MARGARET WARNER: Now, you said you pointed out that these polymer, these plastic, of course, are much more flexible and lighter. Give us a couple of ideas of products this may lead to that we don't have today -- or that are in their infancy today.
ALLEN MacDIARMID: Right. For quite a long time, we have had patents and papers describing the use of these poll masters doing polymers for storing electricity in novel types of rechargeable plastic batteries. The most exciting use at the moment involves the polymers in forming light-emitting diodes very inexpensively and a light-emitting diodes, as was mentioned in the previous discussion a few minutes ago, involves applying a few volts, say between three and ten volts, across a piece of plastic in our case, and the plastic will then emit light and light of various colors depending on what plastic one uses. These are now in production for use in particularly automobiles for dashboards so you can have the various components of the dashboard lighted up and also they will be appearing very shortly in cellular phones. And as we all know, it's difficult to see cellular phones when you're in the car at night, whereas if you had something that was all lit up, that would be very, very much more helpful.
MARGARET WARNER: Professor Kroemer, let me get back to you. I'm struck by the fact that one of you won in physics and one chemistry. You're both dealing with electricity, you're both dealing with diodes. I mean, does this tell me something about the way science is evolving -- that these disciplines aren't maybe as different as they were?
HERBERT KROEMER: There is certainly a great deal of commonality, particularly in the conducting materials field between physics and chemistry. You cannot really separate this one. In my own work, it was more physics dominated than chemistry dominated. But even in my work, in order to build those structures, we had to draw on chemical knowledge but of a very different kind from the chemistry of conducting polymers. It was more the chemistry of crystalline structures similar to silicon and derivatives going beyond silicon, like calcium -
MARGARET WARNER: Let me ask you one final question to you both.
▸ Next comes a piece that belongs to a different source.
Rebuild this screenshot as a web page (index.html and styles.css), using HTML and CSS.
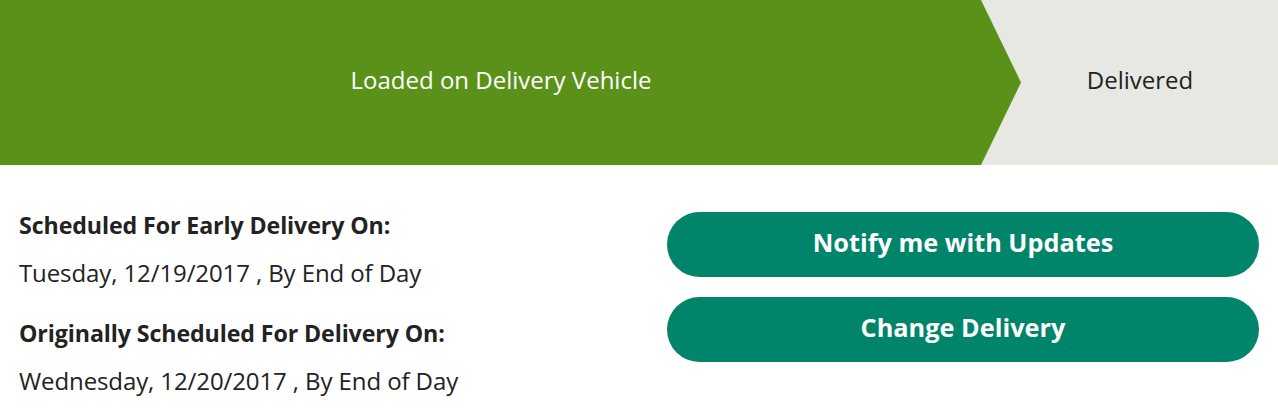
FILE: index.html
```html
<!DOCTYPE html>
<html>
<head>
<meta charset="utf-8">
<link rel="stylesheet" href="styles.css">
</head>
<body>
<div class="tracker">
  <div class="step step-done">
    <span class="step-label">Loaded on Delivery Vehicle</span>
    <svg class="arrow" width="42" height="165" viewBox="0 0 42 165" preserveAspectRatio="none"><polygon points="0,0 1,0 41,82.5 1,165 0,165" fill="#5a9219"/></svg>
  </div>
  <div class="step step-next">
    <span class="step-label">Delivered</span>
  </div>
</div>
<div class="details">
  <div class="dates">
    <h3 class="label">Scheduled For Early Delivery On:</h3>
    <p class="value">Tuesday, 12/19/2017 , By End of Day</p>
    <h3 class="label">Originally Scheduled For Delivery On:</h3>
    <p class="value">Wednesday, 12/20/2017 , By End of Day</p>
  </div>
  <div class="actions">
    <button class="btn">Notify me with Updates</button>
    <button class="btn">Change Delivery</button>
  </div>
</div>
</body>
</html>
```
FILE: styles.css
```css
* { box-sizing: border-box; }
html, body { margin: 0; padding: 0; background: #fff; }
body { font-family: "Open Sans", "Liberation Sans", sans-serif; color: #222; width: 1278px; height: 417px; overflow: hidden; }
.tracker { display: flex; height: 165px; background: #e8e8e3; }
.step { display: flex; align-items: center; justify-content: center; position: relative; padding-bottom: 7px; }
.step-done { width: 980px; background: #5a9219; color: #fff; }
.step-next { flex: 1; color: #222; padding-left: 22px; }
.step-label { font-size: 24px; }
.step-done .step-label { margin-left: 22px; }
.arrow { position: absolute; top: 0; left: 980px; height: 165px; width: 42px; display: block; }
.details { display: flex; padding: 0 19px; }
.dates { width: 648px; padding-top: 44px; }
.label { margin: 0 0 16px; font-size: 23.2px; font-weight: 700; line-height: 32px; letter-spacing: -0.1px; color: #222; }
.value { margin: 0 0 28px; font-size: 24px; font-weight: 400; line-height: 32px; letter-spacing: -0.1px; color: #222; }
.actions { flex: 1; display: flex; flex-direction: column; gap: 20px; padding-top: 47px; }
.btn { height: 65px; border: none; border-radius: 33px; background: #00846a; color: #fff; font-family: "Open Sans", "Liberation Sans", sans-serif; font-size: 25.3px; font-weight: 700; padding: 0 0 5px; cursor: pointer; }
```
What are you going to do with the money? I think it's between $200,000 and $300,000, and is this going to change your life, Professor Kroemer?
HERBERT KROEMER: I will try very hard not to have anything change my life, but I really have not given any thought yet to what I would do with the money. It came as too much of a surprise.
MARGARET WARNER: And, Professor MacDiarmid?
ALLEN MacDIARMID: Several people have asked me that same question today, and I didn't know until a short time ago actually how much was involved. At least one can have more beef stake rather than hamburgers, but my prime concern is to be able to give at least some of that money to help the undergraduates and graduate teaching and research at my University of Pennsylvania.
MARGARET WARNER: Terrific. And again, congratulations to both of you.
ALLEN MacDIARMID: Thank you very much.